By Terry Savage on January 22, 2016 | Investments

I am 61 don’t plan on retiring until age 66. I have approximately $300,000 in a variety of American Funds.
I am concerned with the downturn right now. Should I sell these stock and move to Money Market Funds.
I hear I can expect to lose 30% of their value with this current downturn and there will be more trouble ahead.

I am not savvy cnough to know what to do with my money.
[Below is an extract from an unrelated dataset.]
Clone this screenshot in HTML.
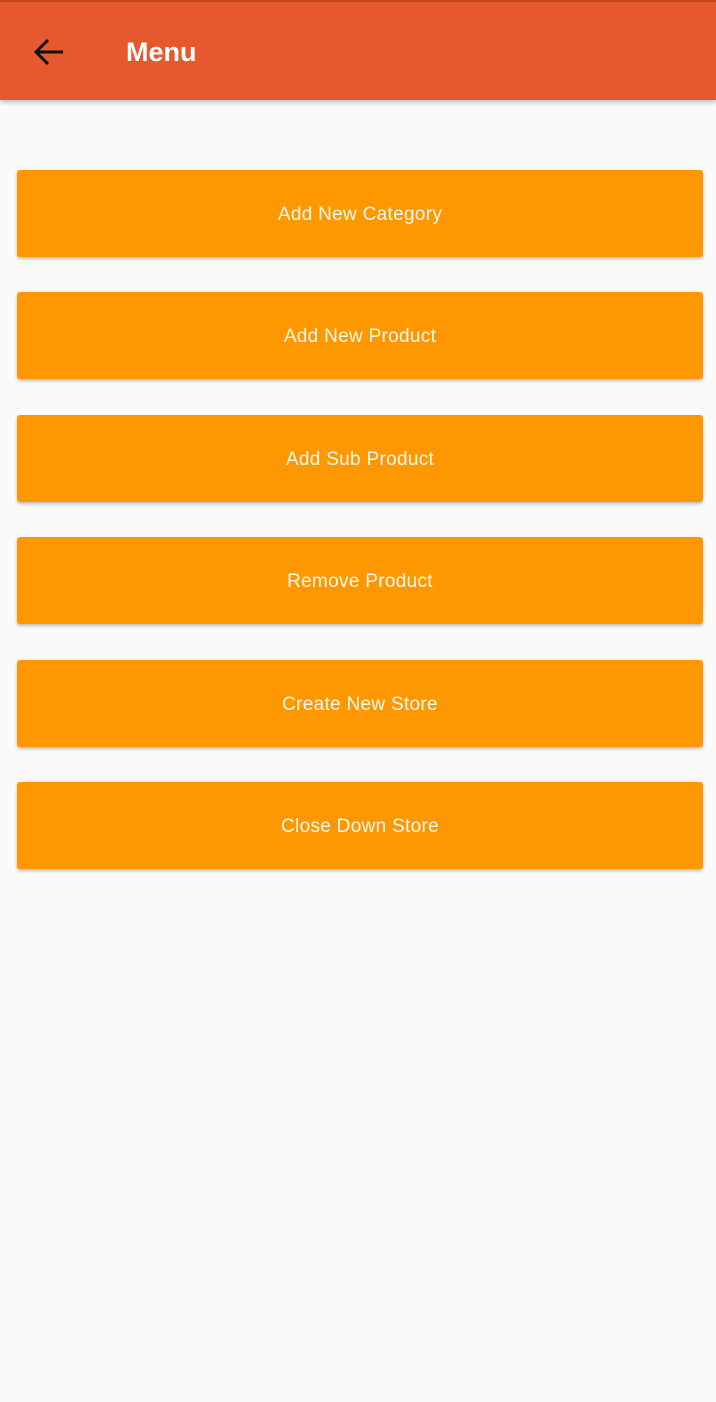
<!DOCTYPE html>
<html><head><style>
body{margin:0;width:716px;height:1402px;background:#fafafa;font-family:"Liberation Sans",sans-serif;overflow:hidden;position:relative}
.bar{position:absolute;left:0;top:0;width:716px;height:100px;background:#e6582d;border-top:2px solid #c4461f;box-sizing:border-box;box-shadow:0 2px 5px rgba(0,0,0,.28)}
.title{position:absolute;left:126px;top:35px;color:#fff;font-size:27px;font-weight:bold}
.btn{position:absolute;left:17px;width:686px;height:87px;background:#ff9800;border-radius:3px;box-shadow:0 2px 3px rgba(0,0,0,.25);color:#fff8ee;font-size:19px;letter-spacing:0.3px;display:flex;align-items:center;justify-content:center;padding-top:3px;box-sizing:border-box}
</style></head><body>
<div class="bar">
<svg style="position:absolute;left:33px;top:36px" width="32" height="30" viewBox="0 0 32 30"><path d="M3 14H30M15 2L3 14L15 26" fill="none" stroke="#111" stroke-width="3"/></svg>
<div class="title">Menu</div></div>
<div class="btn" style="top:170px">Add New Category</div>
<div class="btn" style="top:292px">Add New Product</div>
<div class="btn" style="top:415px">Add Sub Product</div>
<div class="btn" style="top:537px">Remove Product</div>
<div class="btn" style="top:660px">Create New Store</div>
<div class="btn" style="top:782px">Close Down Store</div>
</body></html>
I will need this money to live on when I retire.

Terry Says:  As I write the answer to this question at midday Friday, the market is up nearly 300 points from the minute you posted this question two days ago.  Does that make you feel better?  Of course, not!  Your entire future should not depend on the ups and downs of the stock market.  Only part of your future should be invested in the market.  It’s deciding the “part” amount, the percentage, that takes the most angst!

At age 61, you have a life expectancy of more than 25 years.  Over that period of time you will need to withdraw from your IRA, and will be required to do so at age 70-1/2 — about 10 years from now.  I could see having about 40 percent of your retirement fund — assuming this is ALL you have to live on — in something far more conservative, perhaps a money market fund.  Or you could switch some money into more conservative dividend-paying funds, and keep 30 percent in cash.

You say you have a “variety” of American funds — but you don’t say which funds?  Did you know that you paid a broker a big commission to buy each of these funds.  And that if you switch into anything but a money market fund you will pay another big commission?  Where is that broker now that you need advice???  Just asking.   Or is the money still in your company retirement plan.  If so, you should be able to switch easily — and they should offer free advice on asset allocation.   If it’s in an IRA,   I suggest you might want to make a call to Fidelity or Vanguard and ask for their advice.

Or to get a bigger picture of your retirement plans, and other issues, contact a fee-only financial planner in your area — Go to www.FeeOnly.org.